** Start Input data **

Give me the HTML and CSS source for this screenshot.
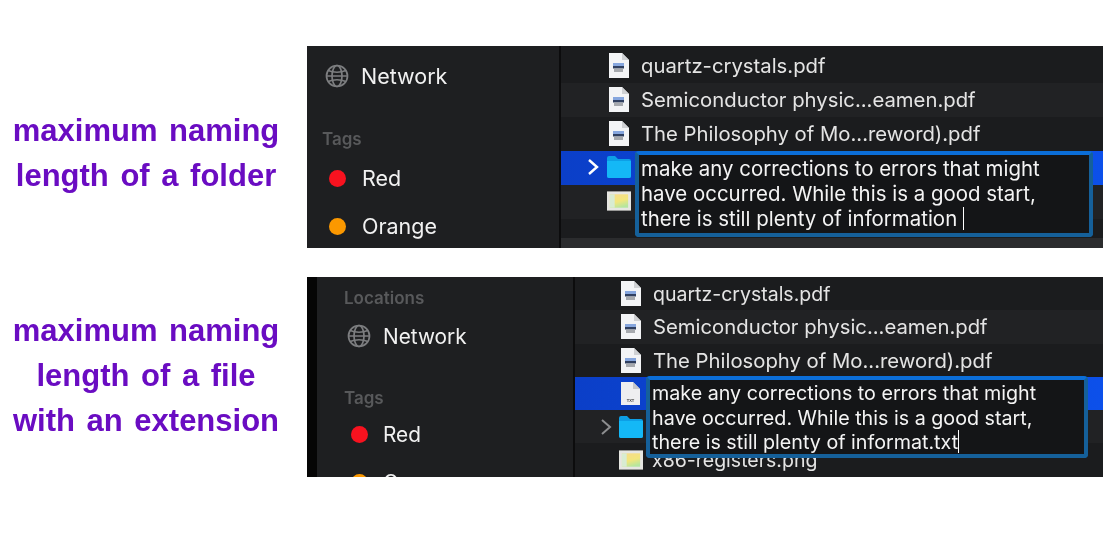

** End Input data **
** Start Input data **

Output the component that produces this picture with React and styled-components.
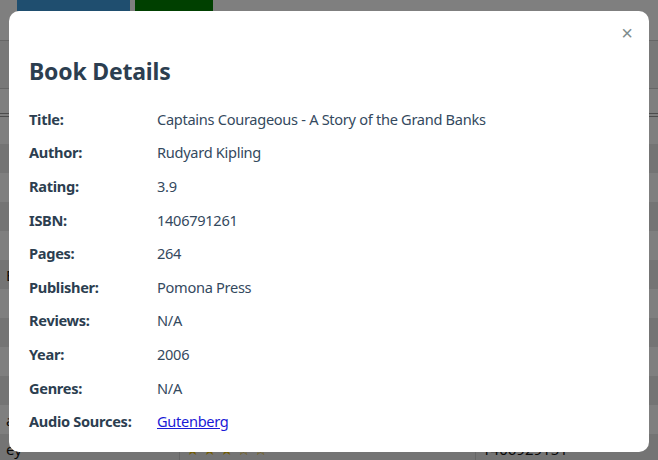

** End Input data **
** Start Input data **

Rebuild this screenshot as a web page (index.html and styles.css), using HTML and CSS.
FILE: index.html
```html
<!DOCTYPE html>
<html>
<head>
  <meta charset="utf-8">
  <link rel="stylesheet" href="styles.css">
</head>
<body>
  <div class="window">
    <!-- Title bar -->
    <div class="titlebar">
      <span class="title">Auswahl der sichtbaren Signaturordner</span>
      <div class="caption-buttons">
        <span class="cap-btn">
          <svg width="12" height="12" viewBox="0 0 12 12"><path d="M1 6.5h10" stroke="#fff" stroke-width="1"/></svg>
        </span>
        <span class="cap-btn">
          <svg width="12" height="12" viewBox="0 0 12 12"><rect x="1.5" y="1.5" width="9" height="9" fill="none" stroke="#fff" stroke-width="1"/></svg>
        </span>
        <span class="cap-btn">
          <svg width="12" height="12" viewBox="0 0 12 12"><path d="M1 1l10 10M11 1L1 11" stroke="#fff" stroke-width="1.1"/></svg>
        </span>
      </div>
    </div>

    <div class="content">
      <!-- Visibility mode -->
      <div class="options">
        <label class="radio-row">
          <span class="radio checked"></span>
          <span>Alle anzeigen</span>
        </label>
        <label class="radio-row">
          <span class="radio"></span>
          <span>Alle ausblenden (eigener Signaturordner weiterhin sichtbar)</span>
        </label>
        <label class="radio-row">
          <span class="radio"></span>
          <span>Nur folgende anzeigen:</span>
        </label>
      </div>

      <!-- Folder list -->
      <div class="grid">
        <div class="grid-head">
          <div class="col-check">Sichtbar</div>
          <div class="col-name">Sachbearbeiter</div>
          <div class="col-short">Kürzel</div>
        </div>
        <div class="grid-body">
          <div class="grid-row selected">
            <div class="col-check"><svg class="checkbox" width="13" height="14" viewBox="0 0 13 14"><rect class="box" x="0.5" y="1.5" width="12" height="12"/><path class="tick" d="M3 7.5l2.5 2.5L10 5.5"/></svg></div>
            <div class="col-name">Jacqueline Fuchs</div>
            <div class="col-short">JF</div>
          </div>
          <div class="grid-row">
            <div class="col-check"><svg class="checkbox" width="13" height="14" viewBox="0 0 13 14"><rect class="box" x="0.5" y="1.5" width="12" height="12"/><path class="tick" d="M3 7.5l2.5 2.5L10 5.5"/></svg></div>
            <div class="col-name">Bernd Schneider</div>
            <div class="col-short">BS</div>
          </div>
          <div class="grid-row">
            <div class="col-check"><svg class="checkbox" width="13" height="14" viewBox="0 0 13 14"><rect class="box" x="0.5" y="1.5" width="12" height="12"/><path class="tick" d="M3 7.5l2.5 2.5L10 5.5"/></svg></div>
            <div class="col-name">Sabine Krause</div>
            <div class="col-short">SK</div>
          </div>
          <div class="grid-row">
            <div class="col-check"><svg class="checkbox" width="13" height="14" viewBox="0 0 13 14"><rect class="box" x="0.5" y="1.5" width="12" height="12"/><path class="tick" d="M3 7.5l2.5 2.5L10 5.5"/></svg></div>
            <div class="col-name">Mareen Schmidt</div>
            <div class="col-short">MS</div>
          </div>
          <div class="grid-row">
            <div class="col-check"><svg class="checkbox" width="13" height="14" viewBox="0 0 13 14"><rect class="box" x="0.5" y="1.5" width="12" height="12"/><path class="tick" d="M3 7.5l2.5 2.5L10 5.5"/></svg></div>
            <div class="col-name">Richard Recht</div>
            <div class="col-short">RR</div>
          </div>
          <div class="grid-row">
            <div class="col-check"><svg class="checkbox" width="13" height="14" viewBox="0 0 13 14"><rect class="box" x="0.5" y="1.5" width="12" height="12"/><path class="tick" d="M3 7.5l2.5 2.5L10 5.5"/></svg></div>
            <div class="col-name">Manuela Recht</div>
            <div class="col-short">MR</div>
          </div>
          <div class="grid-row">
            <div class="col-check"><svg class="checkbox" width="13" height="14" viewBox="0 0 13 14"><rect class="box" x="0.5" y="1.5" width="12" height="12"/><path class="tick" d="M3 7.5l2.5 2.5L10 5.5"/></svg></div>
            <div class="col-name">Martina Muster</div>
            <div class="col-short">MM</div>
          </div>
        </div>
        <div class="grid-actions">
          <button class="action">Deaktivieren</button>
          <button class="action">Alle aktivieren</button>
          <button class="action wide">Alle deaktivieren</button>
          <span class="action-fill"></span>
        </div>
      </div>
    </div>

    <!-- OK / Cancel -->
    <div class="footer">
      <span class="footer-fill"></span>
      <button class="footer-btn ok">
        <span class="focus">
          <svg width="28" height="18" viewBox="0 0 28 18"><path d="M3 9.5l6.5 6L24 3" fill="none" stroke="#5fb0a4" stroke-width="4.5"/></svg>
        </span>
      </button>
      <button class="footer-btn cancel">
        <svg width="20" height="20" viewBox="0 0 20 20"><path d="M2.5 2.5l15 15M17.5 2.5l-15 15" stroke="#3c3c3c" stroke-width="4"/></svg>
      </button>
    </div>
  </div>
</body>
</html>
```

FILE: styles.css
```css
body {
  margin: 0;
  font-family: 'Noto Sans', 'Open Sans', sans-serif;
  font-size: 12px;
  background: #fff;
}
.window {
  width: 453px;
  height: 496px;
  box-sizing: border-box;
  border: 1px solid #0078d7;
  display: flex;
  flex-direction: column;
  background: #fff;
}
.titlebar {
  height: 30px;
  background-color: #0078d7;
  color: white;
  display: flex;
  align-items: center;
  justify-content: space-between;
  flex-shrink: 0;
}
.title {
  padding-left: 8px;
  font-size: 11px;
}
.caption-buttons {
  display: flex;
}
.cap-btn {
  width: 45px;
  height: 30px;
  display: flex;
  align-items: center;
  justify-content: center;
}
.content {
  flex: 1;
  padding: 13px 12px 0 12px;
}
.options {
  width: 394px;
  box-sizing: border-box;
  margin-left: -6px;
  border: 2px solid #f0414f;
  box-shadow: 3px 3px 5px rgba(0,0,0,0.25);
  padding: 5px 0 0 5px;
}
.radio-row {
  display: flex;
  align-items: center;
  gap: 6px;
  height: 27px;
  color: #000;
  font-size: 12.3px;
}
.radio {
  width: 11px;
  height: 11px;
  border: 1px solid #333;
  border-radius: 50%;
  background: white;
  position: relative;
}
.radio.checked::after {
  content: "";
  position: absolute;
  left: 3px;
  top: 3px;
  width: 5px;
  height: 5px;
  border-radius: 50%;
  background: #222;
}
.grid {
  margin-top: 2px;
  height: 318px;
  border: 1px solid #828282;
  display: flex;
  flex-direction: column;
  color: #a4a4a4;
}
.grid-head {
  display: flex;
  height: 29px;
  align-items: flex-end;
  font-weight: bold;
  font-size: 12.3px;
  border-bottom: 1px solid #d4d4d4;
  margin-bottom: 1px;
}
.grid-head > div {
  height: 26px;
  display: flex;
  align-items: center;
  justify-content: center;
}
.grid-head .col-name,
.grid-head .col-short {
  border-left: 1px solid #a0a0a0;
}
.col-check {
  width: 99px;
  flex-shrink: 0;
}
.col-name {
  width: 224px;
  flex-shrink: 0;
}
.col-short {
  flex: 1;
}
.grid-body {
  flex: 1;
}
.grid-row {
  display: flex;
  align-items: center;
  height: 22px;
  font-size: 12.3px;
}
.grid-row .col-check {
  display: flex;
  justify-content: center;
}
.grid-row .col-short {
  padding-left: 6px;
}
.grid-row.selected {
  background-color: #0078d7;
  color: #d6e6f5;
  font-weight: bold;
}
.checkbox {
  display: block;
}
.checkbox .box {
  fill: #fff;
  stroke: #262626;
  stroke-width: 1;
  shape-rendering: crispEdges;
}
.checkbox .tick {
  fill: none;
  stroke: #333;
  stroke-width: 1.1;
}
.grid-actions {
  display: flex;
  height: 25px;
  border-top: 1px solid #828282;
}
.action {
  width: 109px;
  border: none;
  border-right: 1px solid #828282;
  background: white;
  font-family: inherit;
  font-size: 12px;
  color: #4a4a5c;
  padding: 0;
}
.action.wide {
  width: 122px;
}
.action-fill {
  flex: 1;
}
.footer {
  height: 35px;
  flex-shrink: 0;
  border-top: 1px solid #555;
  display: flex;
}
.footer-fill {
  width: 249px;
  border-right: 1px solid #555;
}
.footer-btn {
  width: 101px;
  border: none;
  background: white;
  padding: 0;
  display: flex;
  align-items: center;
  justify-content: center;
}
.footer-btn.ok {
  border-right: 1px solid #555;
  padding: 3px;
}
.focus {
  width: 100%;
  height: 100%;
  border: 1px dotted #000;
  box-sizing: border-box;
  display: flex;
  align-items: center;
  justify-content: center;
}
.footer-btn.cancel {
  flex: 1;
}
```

** End Input data **

Written exercise. Look through the listing above. Pick out each line with "screenshot" and copy it.

Written solution.
Give me the HTML and CSS source for this screenshot.
Rebuild this screenshot as a web page (index.html and styles.css), using HTML and CSS.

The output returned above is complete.